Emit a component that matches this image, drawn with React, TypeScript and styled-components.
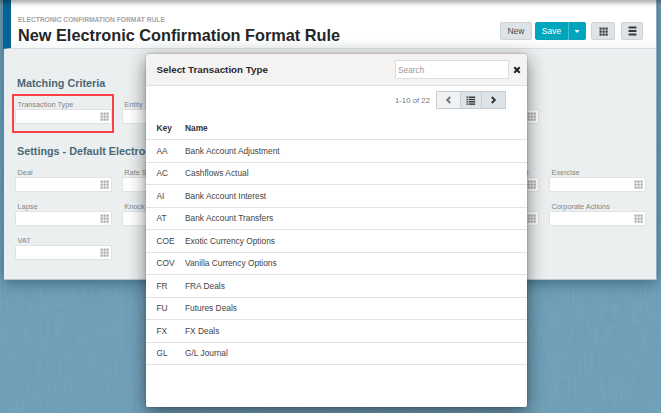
import React from "react";
import styled, { createGlobalStyle, css } from "styled-components";

const Global = createGlobalStyle`
  * { box-sizing: border-box; }
  html, body { margin: 0; padding: 0; overflow: hidden; }
  body { font-family: "Liberation Sans", Arial, sans-serif; background: #6e9fb7; }
  button, input { font-family: inherit; margin: 0; padding: 0; }
`;

const Desktop = styled.div`
  position: relative;
  width: 661px;
  height: 413px;
  overflow: hidden;
  background: #6e9fb7;
`;

const Linen = styled.svg`
  position: absolute;
  inset: 0;
  width: 100%;
  height: 100%;
`;

const Panel = styled.main`
  position: relative;
  width: 653px;
  height: 280px;
  margin-left: 4px;
  background: #ebeff0;
  border-bottom: 1px solid #b9c4c8;
  border-right: 1px solid #8fa9b5;
  box-shadow: 0 3px 14px rgba(10, 50, 75, 0.5);
`;

const TopShade = styled.div`
  position: absolute;
  inset: 0 0 auto;
  height: 8px;
  background: linear-gradient(rgba(0, 0, 0, 0.3), rgba(0, 0, 0, 0.22) 25%, rgba(0, 0, 0, 0.06) 60%, transparent);
`;

const Header = styled.header`
  display: flex;
  justify-content: space-between;
  height: 49px;
  margin-left: -1px;
  padding: 15px 13px 0 7px;
  border-left: 8px solid #066394;
  border-bottom: 1px solid #dadddf;
  background: linear-gradient(#fff 80%, #f5f7f8);
`;

const Eyebrow = styled.div`
  font-size: 6.7px;
  line-height: 9px;
  font-weight: bold;
  color: #a3a3a3;
  white-space: nowrap;
`;

const Title = styled.h1`
  margin: 2px 0 0;
  font-size: 16.3px;
  line-height: 19px;
  color: #262626;
  white-space: nowrap;
`;

const Actions = styled.div`
  display: flex;
  align-items: flex-start;
  padding-top: 7px;
`;

const Button = styled.button<{ $width: number; $gap?: number; $primary?: boolean; $edge?: "left" | "right" }>`
  display: flex;
  align-items: center;
  justify-content: center;
  flex: none;
  width: ${(p) => p.$width}px;
  height: 18px;
  margin-left: ${(p) => p.$gap ?? 0}px;
  border: 1px solid #cdd4d8;
  border-radius: ${(p) => (p.$edge === "left" ? "2px 0 0 2px" : p.$edge === "right" ? "0 2px 2px 0" : "2px")};
  background: #dde3e7;
  color: #4b4b4b;
  font-size: 8.5px;
  line-height: 16px;
  ${(p) =>
    p.$primary &&
    css`
      border-color: #07a1b8;
      background: #00a6be;
      color: #fff;
    `}
  ${(p) => p.$primary && p.$edge === "right" && css`border-left-color: #48bccd;`}
`;

const Section = styled.section<{ $top: number }>`
  padding: ${(p) => p.$top}px 0 0 11px;
`;

const SectionTitle = styled.h2`
  margin: 0 0 0 2px;
  font-size: 10.8px;
  line-height: 13px;
  color: #4b6975;
  white-space: nowrap;
`;

const FieldGrid = styled.div`
  display: grid;
  grid-template-columns: repeat(6, 97px);
  column-gap: 9.8px;
  row-gap: 10px;
  margin-top: 10px;
`;

const Field = styled.label<{ $marked?: boolean }>`
  position: relative;
  display: block;
  height: 24px;
  font-size: 7.35px;
  line-height: 9px;
  color: #858585;
  white-space: nowrap;
  ${(p) =>
    p.$marked &&
    css`
      &::after {
        content: "";
        position: absolute;
        inset: -6px -2px -9px -3px;
        border: 2px solid #fb4146;
      }
    `}
`;

const FieldName = styled.span`
  display: block;
  height: 9px;
  padding-left: 2.5px;
`;

const FieldBox = styled.span`
  display: flex;
  align-items: center;
  justify-content: flex-end;
  height: 15px;
  padding-right: 2px;
  border: 1px solid #e0e2e3;
  border-radius: 1px;
  background: #fff;
`;

const Modal = styled.section`
  position: absolute;
  left: 146px;
  top: 53px;
  width: 381px;
  height: 354px;
  overflow: hidden;
  border-top: 1px solid #bbb;
  border-radius: 4px 4px 2px 2px;
  background: #fff;
`;

const ModalShadow = styled.div`
  position: absolute;
  left: 146px;
  top: 54px;
  width: 381px;
  height: 353px;
  border-radius: 4px;
  box-shadow: 0 5px 18px rgba(0, 0, 0, 0.5), 0 0 2px rgba(0, 0, 0, 0.3);
`;

const ModalHead = styled.div`
  display: flex;
  align-items: center;
  height: 32px;
  padding: 0 6px 0 10.5px;
  border-bottom: 1px solid #e1e1e1;
  background: #f4f3f1;
`;

const ModalTitle = styled.h3`
  flex: 1;
  margin: 1px 0 0;
  font-size: 9.8px;
  line-height: 12px;
  color: #2b2b2b;
`;

const Search = styled.input`
  width: 114px;
  height: 19px;
  margin-right: 4px;
  padding-left: 2px;
  border: 1px solid #dedede;
  background: #fff;
  font-size: 8.3px;
  &::placeholder { color: #999; opacity: 1; }
`;

const Close = styled.button`
  display: flex;
  width: 8px;
  border: 0;
  background: none;
`;

const Pager = styled.div`
  display: flex;
  align-items: center;
  justify-content: flex-end;
  height: 18px;
  margin: 5px 21px 0 0;
`;

const PageCount = styled.span`
  margin-right: 7px;
  font-size: 7.8px;
  color: #777;
`;

const PageButton = styled.button<{ $width: number; $faint?: boolean }>`
  display: flex;
  align-items: center;
  justify-content: center;
  width: ${(p) => p.$width}px;
  height: 18px;
  margin-left: -1px;
  border: 1px solid #c8ced1;
  background: ${(p) => (p.$faint ? "#f0f2f3" : "#dde3e7")};
`;

const Rows = styled.div`
  margin-top: 8.6px;
`;

const Row = styled.div<{ $head?: boolean }>`
  display: grid;
  grid-template-columns: 28.5px 1fr;
  align-items: center;
  height: 22.5px;
  padding-left: 10.5px;
  border-bottom: 1px solid #e2e2e2;
  font-size: 8.35px;
  line-height: 12px;
  font-weight: ${(p) => (p.$head ? "bold" : "normal")};
  color: ${(p) => (p.$head ? "#333" : "#444")};
`;

const Icon = styled.svg`
  display: block;
  flex: none;
`;

const GridIcon = ({ color = "#aaa" }: { color?: string }) => (
  <Icon width="9" height="9" viewBox="0 0 9 9" fill={color}>
    {[0.5, 3.5, 6.5].map((y) => [0.5, 3.5, 6.5].map((x) => <rect key={`${x}${y}`} x={x} y={y} width="2.2" height="2.2" />))}
  </Icon>
);

const MenuIcon = () => (
  <Icon width="9" height="10" viewBox="0 0 9 10" fill="#383838">
    <rect x="0.5" y="0.5" width="8" height="2" rx=".4" />
    <rect x="0.5" y="4" width="8" height="2" rx=".4" />
    <rect x="0.5" y="7.5" width="8" height="2" rx=".4" />
  </Icon>
);

const ListIcon = () => (
  <Icon width="10" height="9" viewBox="0 0 10 9" fill="#303030">
    {[0.5, 2.8, 5.1, 7.4].map((y) => (
      <React.Fragment key={y}>
        <rect x="0.5" y={y} width="1.4" height="1.4" />
        <rect x="2.6" y={y} width="6.6" height="1.4" />
      </React.Fragment>
    ))}
  </Icon>
);

const Chevron = ({ next }: { next?: boolean }) => (
  <Icon width="7" height="8" viewBox="0 0 7 8" fill="none" stroke={next ? "#333" : "#777"} strokeWidth="2">
    <path d={next ? "M1.8 1 4.8 4 1.8 7" : "M5.2 1 2.2 4 5.2 7"} />
  </Icon>
);

type FieldDef = { name: string; marked?: boolean };

const criteria: FieldDef[] = [
  { name: "Transaction Type", marked: true },
  { name: "Entity" },
  { name: "" },
  { name: "" },
  { name: "" },
];

const settings: FieldDef[] = [
  "Deal", "Rate S", "", "", "", "Exercise",
  "Lapse", "Knock", "", "", "", "Corporate Actions",
  "VAT",
].map((name) => ({ name }));

const TailName = styled(FieldName)`
  padding: 0 10.5px 0 0;
  text-align: right;
`;

const rows = [
  ["AA", "Bank Account Adjustment"],
  ["AC", "Cashflows Actual"],
  ["AI", "Bank Account Interest"],
  ["AT", "Bank Account Transfers"],
  ["COE", "Exotic Currency Options"],
  ["COV", "Vanilla Currency Options"],
  ["FR", "FRA Deals"],
  ["FU", "Futures Deals"],
  ["FX", "FX Deals"],
  ["GL", "G/L Journal"],
];

const Fields = ({ items, tailAt }: { items: FieldDef[]; tailAt?: number }) => (
  <FieldGrid>
    {items.map((item, i) => (
      <Field key={i} $marked={item.marked}>
        {i === tailAt ? <TailName>n</TailName> : <FieldName>{item.name}</FieldName>}
        <FieldBox><GridIcon /></FieldBox>
      </Field>
    ))}
  </FieldGrid>
);

export default function App() {
  return (
    <Desktop>
      <Global />
      <Linen aria-hidden="true">
        <filter id="weft" x="0" y="0" width="100%" height="100%">
          <feTurbulence type="fractalNoise" baseFrequency="0.04 0.5" numOctaves="3" seed="4" />
          <feColorMatrix values="0 0 0 0 .2  0 0 0 0 .4  0 0 0 0 .5  1 0 0 0 -.35" />
        </filter>
        <filter id="warp" x="0" y="0" width="100%" height="100%">
          <feTurbulence type="fractalNoise" baseFrequency="0.4 0.04" numOctaves="3" seed="9" />
          <feColorMatrix values="0 0 0 0 .6  0 0 0 0 .8  0 0 0 0 .9  .8 0 0 0 -.3" />
        </filter>
        <rect width="100%" height="100%" filter="url(#weft)" opacity=".45" />
        <rect width="100%" height="100%" filter="url(#warp)" opacity=".15" />
      </Linen>
      <Panel>
        <Header>
          <div>
            <Eyebrow>ELECTRONIC CONFIRMATION FORMAT RULE</Eyebrow>
            <Title>New Electronic Confirmation Format Rule</Title>
          </div>
          <Actions>
            <Button $width={32}>New</Button>
            <Button $width={33} $gap={3} $primary $edge="left">Save</Button>
            <Button $width={18} $primary $edge="right">
              <Icon width="6" height="3" viewBox="0 0 6 3" fill="#fff"><path d="M.5 0h5L3 3z" /></Icon>
            </Button>
            <Button $width={24} $gap={5}><GridIcon color="#383838" /></Button>
            <Button $width={22} $gap={6}><MenuIcon /></Button>
          </Actions>
        </Header>
        <Section $top={28}>
          <SectionTitle>Matching Criteria</SectionTitle>
          <Fields items={criteria} />
        </Section>
        <Section $top={21}>
          <SectionTitle>Settings - Default Electro</SectionTitle>
          <Fields items={settings} tailAt={4} />
        </Section>
      </Panel>
      <TopShade />
      <ModalShadow />
      <Modal>
        <ModalHead>
          <ModalTitle>Select Transaction Type</ModalTitle>
          <Search placeholder="Search" />
          <Close aria-label="Close">
            <Icon width="8" height="8" viewBox="0 0 8 8" stroke="#222" strokeWidth="2"><path d="M1.3 1.3 6.7 6.7M6.7 1.3 1.3 6.7" /></Icon>
          </Close>
        </ModalHead>
        <Pager>
          <PageCount>1-10 of 22</PageCount>
          <PageButton $width={25} $faint aria-label="Previous"><Chevron /></PageButton>
          <PageButton $width={22} aria-label="List"><ListIcon /></PageButton>
          <PageButton $width={25} aria-label="Next"><Chevron next /></PageButton>
        </Pager>
        <Rows>
          <Row $head><span>Key</span><span>Name</span></Row>
          {rows.map(([key, name]) => (
            <Row key={key}><span>{key}</span><span>{name}</span></Row>
          ))}
        </Rows>
      </Modal>
    </Desktop>
  );
}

*WHAT TO PRODUCE*. Determine how many lines in the data above contain the string "components". Give nothing except the number.

*COMPLETED TASK*. 2